Description: Black Tea has always been a favorite “pick-me-up”in Alaska. Alaskans sometimes mix local herbs with black tea to enhance it, or stretch it out so it will last through the long winter. This tea has been enhanced with blueberries and the state flower, the Forget-Me-Not.

Dry tea smells like blueberries, with an undertone of something a little more tart

Liquor is a warm golden brown in the cup.

Steeped tea smells like blueberry, but subtly so.

Tea tastes like ripe, sweet blueberries, with a grassy tone that makes the tea very light

Adding sugar simply make the tea more flirty. Pleasant little cuppa

Tea Rating: 4/5


 

For once in my life, I am normal.

Sounds a little odd, so I’ll explain

Yesterday I was swept up by a wave of grief, a gut punch from nowhere that just rocked me back on my (mental) heels.

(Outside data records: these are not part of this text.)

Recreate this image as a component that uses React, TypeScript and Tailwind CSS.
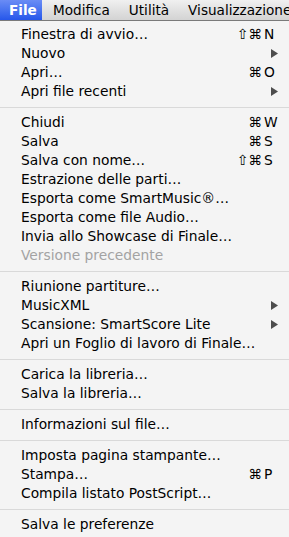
import React from "react";

type Item =
  | { sep: true }
  | { label: string; mods?: string; key?: string; sub?: boolean; disabled?: boolean; sep?: false };

const items: Item[] = [
  { label: "Finestra di avvio…", mods: "⇧⌘", key: "N" },
  { label: "Nuovo", sub: true },
  { label: "Apri…", mods: "⌘", key: "O" },
  { label: "Apri file recenti", sub: true },
  { sep: true },
  { label: "Chiudi", mods: "⌘", key: "W" },
  { label: "Salva", mods: "⌘", key: "S" },
  { label: "Salva con nome…", mods: "⇧⌘", key: "S" },
  { label: "Estrazione delle parti…" },
  { label: "Esporta come SmartMusic®…" },
  { label: "Esporta come file Audio…" },
  { label: "Invia allo Showcase di Finale…" },
  { label: "Versione precedente", disabled: true },
  { sep: true },
  { label: "Riunione partiture…" },
  { label: "MusicXML", sub: true },
  { label: "Scansione: SmartScore Lite", sub: true },
  { label: "Apri un Foglio di lavoro di Finale…" },
  { sep: true },
  { label: "Carica la libreria…" },
  { label: "Salva la libreria…" },
  { sep: true },
  { label: "Informazioni sul file…" },
  { sep: true },
  { label: "Imposta pagina stampante…" },
  { label: "Stampa…", mods: "⌘", key: "P" },
  { label: "Compila listato PostScript…" },
  { sep: true },
  { label: "Salva le preferenze" },
];

function Arrow() {
  return (
    <svg width="7" height="9" viewBox="0 0 7 9" className="block">
      <polygon points="0,0 7,4.5 0,9" fill="#4d4d4d" />
    </svg>
  );
}

export default function App() {
  return (
    <div
      className="w-[289px] h-[537px] overflow-hidden bg-[#f4f4f4] text-black"
      style={{ fontFamily: '"DejaVu Sans", sans-serif' }}
    >
      <div className="h-[21px] flex items-stretch whitespace-nowrap overflow-hidden bg-gradient-to-b from-[#f0f0f0] to-[#d3d3d3] border-b border-[#7a7a7a] text-[13.6px] leading-[20px]">
        <div className="w-[42px] shrink-0 pl-[9px] font-bold text-white bg-gradient-to-b from-[#6a8cf5] to-[#2656ea]">
          File
        </div>
        <div className="ml-[11px] shrink-0">Modifica</div>
        <div className="ml-[19px] shrink-0">Utilità</div>
        <div className="ml-[19px] shrink-0">Visualizzazione</div>
      </div>
      <div className="pt-[4px] text-[13.8px] leading-[19px]">
        {items.map((it, i) =>
          it.sep ? (
            <div key={i} className="h-[12px] flex items-center">
              <div className="w-full h-px bg-[#d9d9d9]" />
            </div>
          ) : (
            <div
              key={i}
              className={`h-[19px] flex items-center justify-between pl-[21px] pr-[11px] whitespace-nowrap ${
                it.disabled ? "text-[#a3a3a3]" : "text-black"
              }`}
            >
              <span>{it.label}</span>
              {it.sub ? (
                <Arrow />
              ) : it.key ? (
                <span className="flex items-center">
                  <span className="text-right">{it.mods}</span>
                  <span className="w-[16px] pl-[2px] text-left">{it.key}</span>
                </span>
              ) : null}
            </div>
          )
        )}
      </div>
    </div>
  );
}
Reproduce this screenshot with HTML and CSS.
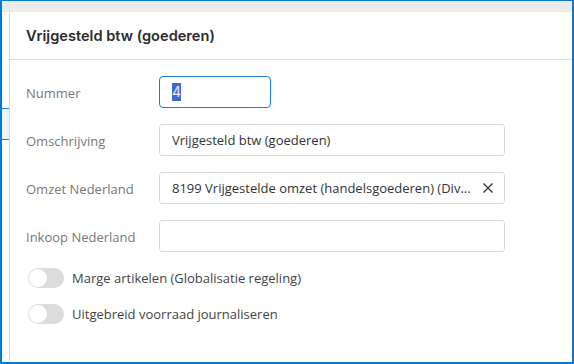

I was at once wanting comfort and wanting to just burrito in my bed and avoid all people, tired and bewildered.

After some internal back-and-forth, I called home because if anyone could talk me out of my crazy, it would be Daddy.

As it turns I am not crazy. Or at least not in a way that is something that I need to fix or make go away

Daddy told me that he still misses his father, who’s been gone for around 40 years. He said that grief is just like that, there will be days that something reminds you of someone you lost and it will feel like it just happened all over again. It’s how you know that that person really meant something to you

Something else, too. In this, I am not alone. Though I may feel lost and unsure of what I’m really supposed to do with all of this, it’s not just me out there slugging along.

Daddy and my sister are there, too.

And together, we’ll get through it. This time and every other time it happens.


“It has been said, ‘time heals all wounds.’ I do not agree. The wounds remain. In time, the mind, protecting its sanity, covers them with scar tissue and the pain lessens. But it is never gone.”